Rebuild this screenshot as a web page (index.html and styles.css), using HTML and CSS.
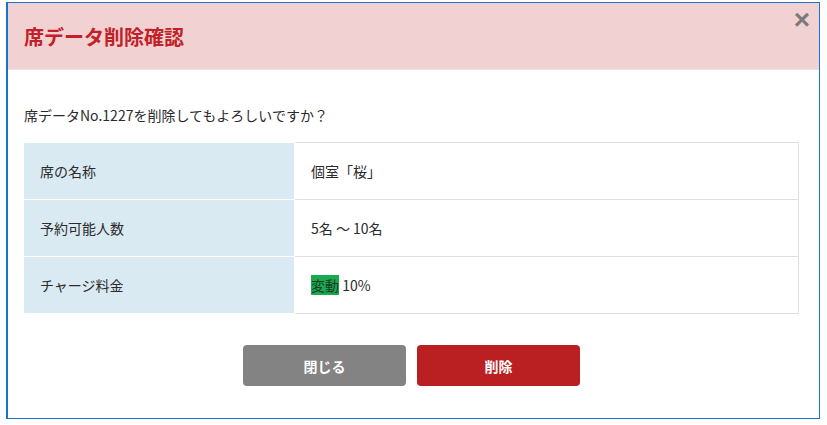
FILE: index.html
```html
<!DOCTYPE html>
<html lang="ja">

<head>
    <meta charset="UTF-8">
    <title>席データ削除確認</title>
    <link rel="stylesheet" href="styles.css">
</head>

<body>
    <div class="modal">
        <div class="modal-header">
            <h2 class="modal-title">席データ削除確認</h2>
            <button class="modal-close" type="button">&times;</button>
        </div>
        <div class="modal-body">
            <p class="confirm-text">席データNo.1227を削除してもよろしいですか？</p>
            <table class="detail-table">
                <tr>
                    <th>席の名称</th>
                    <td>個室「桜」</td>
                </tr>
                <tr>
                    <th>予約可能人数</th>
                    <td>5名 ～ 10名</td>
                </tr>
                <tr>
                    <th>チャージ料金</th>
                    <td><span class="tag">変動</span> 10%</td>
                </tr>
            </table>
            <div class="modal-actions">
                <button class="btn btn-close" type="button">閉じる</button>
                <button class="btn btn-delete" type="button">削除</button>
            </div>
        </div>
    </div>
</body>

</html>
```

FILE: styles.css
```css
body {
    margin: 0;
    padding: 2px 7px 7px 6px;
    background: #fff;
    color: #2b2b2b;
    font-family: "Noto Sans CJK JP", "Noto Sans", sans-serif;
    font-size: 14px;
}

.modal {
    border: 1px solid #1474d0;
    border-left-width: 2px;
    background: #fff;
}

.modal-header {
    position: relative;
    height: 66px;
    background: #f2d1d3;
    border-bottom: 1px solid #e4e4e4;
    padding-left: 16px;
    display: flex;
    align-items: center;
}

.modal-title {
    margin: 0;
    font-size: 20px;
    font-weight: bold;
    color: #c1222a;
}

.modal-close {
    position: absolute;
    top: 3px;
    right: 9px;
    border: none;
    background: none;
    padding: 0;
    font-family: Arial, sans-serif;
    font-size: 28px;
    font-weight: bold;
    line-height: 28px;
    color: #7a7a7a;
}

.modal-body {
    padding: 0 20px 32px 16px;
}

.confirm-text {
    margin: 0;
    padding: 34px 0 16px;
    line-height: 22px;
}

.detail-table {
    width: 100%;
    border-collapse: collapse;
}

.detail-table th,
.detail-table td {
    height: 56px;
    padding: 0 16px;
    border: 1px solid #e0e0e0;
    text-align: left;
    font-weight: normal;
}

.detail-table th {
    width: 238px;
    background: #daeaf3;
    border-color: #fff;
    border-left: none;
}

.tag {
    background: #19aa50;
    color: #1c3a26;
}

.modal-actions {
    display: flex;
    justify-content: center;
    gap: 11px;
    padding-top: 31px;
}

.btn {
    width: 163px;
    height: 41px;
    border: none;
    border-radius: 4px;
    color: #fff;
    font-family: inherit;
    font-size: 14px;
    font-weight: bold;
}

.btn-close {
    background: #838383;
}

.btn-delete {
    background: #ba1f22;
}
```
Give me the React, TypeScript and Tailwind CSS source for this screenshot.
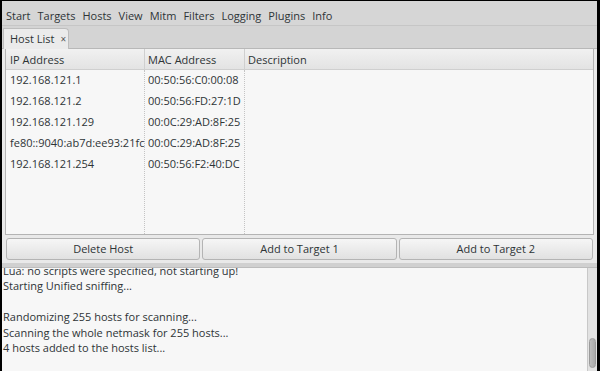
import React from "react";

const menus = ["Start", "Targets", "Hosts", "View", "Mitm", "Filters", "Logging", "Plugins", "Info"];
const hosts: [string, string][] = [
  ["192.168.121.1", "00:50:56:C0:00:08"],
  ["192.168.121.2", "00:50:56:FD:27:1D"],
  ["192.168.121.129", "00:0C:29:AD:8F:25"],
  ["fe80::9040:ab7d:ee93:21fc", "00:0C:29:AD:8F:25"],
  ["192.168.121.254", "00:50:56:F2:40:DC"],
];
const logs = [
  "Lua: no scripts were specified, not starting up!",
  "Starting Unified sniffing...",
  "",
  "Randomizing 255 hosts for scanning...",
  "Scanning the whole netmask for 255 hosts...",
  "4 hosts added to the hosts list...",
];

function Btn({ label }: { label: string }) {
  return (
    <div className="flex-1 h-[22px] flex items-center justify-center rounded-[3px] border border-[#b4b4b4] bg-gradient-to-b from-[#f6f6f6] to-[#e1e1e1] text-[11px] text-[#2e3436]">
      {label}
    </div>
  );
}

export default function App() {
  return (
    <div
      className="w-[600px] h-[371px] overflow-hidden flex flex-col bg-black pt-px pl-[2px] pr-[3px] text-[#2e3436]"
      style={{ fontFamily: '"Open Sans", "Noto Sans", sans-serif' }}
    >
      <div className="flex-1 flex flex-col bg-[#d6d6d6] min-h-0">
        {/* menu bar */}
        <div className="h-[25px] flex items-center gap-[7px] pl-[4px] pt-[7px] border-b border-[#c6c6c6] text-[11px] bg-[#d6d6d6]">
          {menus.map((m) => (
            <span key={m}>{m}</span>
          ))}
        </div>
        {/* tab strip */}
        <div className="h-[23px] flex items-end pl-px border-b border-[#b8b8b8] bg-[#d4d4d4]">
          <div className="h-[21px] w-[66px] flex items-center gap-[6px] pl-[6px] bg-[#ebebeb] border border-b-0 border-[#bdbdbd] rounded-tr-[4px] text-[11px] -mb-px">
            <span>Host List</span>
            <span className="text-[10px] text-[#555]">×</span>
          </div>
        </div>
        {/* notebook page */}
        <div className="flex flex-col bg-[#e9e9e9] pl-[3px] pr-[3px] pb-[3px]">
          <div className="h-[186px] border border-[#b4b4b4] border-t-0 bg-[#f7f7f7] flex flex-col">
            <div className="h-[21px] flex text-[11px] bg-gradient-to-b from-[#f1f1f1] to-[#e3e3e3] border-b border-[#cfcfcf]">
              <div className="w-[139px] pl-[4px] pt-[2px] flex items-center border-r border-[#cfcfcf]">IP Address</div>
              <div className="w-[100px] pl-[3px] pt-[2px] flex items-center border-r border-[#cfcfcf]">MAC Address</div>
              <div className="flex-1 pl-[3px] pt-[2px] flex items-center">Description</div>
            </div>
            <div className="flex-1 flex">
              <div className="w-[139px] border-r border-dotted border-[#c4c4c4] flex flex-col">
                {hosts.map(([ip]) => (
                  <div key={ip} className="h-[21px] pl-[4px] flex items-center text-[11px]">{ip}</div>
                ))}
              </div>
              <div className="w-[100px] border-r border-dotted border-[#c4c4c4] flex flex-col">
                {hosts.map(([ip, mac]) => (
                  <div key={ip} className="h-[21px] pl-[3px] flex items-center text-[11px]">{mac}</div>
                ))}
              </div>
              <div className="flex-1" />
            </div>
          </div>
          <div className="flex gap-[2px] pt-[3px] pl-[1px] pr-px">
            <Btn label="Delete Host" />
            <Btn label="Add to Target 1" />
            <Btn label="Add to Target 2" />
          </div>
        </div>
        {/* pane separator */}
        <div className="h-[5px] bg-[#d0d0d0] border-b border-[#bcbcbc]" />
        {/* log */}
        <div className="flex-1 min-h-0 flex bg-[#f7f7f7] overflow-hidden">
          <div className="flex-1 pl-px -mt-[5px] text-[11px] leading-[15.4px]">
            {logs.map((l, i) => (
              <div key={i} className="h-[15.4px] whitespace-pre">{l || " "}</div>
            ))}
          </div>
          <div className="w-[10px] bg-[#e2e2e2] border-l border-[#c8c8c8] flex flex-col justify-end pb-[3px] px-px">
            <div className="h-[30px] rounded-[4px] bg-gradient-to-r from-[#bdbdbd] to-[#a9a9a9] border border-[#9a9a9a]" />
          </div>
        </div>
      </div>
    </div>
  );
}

* * *

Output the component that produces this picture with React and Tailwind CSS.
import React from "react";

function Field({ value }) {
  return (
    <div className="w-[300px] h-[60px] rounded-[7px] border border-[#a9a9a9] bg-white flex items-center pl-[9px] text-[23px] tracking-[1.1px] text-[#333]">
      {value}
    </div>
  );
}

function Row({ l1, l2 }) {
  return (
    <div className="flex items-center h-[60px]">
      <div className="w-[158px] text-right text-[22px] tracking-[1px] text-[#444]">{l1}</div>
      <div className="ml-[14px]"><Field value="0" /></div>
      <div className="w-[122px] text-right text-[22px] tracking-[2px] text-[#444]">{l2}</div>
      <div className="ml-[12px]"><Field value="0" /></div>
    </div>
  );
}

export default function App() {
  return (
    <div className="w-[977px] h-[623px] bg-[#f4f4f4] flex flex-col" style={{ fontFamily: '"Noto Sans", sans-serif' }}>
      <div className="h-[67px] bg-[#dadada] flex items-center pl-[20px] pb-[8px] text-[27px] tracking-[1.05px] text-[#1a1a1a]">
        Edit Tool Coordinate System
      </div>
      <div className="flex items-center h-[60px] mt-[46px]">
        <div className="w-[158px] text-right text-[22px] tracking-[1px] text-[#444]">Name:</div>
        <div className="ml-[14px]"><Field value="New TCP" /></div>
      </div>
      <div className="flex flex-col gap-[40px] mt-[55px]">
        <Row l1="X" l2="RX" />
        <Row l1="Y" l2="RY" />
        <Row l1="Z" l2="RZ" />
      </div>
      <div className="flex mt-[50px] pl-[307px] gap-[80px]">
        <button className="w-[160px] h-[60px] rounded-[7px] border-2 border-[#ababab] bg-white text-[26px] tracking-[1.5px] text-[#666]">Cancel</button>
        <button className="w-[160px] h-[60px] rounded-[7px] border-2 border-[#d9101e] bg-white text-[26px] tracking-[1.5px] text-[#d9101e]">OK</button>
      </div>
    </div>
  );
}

• Your objective:
Select the lines that carry the string "page" and copy them.

• Result:
Rebuild this screenshot as a web page (index.html and styles.css), using HTML and CSS.
        {/* notebook page */}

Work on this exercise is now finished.